■ RECORD SET:
+---+
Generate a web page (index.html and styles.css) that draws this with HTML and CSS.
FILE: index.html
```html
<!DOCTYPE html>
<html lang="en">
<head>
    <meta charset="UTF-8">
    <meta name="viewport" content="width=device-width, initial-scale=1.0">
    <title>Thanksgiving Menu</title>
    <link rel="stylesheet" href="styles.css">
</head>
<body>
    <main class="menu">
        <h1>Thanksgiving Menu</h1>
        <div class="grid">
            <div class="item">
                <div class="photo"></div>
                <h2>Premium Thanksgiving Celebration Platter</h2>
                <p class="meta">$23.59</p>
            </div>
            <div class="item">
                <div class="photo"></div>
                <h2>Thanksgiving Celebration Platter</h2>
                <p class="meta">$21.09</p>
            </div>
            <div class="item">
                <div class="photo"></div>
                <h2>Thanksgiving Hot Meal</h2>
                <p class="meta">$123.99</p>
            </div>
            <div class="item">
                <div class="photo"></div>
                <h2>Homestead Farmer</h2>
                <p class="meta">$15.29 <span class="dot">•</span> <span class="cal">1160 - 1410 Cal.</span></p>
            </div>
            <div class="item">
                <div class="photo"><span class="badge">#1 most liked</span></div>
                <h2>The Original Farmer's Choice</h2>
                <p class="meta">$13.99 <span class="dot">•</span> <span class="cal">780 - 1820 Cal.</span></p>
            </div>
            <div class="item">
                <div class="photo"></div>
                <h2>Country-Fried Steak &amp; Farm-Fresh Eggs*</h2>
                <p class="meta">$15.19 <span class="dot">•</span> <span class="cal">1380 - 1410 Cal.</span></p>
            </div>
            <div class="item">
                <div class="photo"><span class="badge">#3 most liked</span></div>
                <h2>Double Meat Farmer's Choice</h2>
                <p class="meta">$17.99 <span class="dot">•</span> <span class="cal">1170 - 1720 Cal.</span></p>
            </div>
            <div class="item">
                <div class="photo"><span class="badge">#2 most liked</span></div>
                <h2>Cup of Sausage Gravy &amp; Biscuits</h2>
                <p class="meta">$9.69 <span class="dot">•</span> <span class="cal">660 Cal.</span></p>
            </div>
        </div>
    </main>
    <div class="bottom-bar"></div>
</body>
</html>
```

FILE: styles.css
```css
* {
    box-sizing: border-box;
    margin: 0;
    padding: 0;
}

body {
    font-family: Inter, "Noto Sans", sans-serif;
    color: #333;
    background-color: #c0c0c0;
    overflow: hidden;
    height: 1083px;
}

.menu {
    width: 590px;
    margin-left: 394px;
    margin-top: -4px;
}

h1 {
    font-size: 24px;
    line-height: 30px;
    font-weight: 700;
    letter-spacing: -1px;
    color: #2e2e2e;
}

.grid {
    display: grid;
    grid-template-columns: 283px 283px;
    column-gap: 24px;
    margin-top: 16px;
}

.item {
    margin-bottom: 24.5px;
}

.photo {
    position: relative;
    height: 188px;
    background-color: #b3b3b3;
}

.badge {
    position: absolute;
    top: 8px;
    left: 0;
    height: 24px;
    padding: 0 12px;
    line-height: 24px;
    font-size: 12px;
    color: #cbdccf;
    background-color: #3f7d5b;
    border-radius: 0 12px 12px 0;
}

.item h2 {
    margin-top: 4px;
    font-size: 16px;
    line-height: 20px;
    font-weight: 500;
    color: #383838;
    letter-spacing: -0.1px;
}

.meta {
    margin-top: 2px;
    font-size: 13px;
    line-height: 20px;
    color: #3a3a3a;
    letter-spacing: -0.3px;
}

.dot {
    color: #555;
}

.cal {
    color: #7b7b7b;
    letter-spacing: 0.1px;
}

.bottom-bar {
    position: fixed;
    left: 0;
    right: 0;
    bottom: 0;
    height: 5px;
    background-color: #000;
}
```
+---+
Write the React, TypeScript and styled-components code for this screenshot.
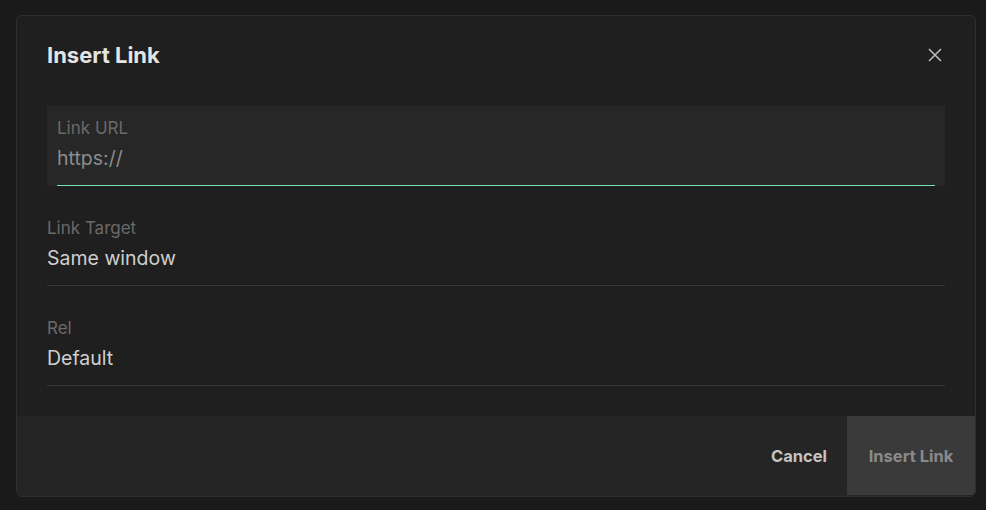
+---+
■ THE TASK: Choose all lines containing the string "styles" and copy them out.

■ THE SOLUTION:
Generate a web page (index.html and styles.css) that draws this with HTML and CSS.
    <link rel="stylesheet" href="styles.css">
FILE: styles.css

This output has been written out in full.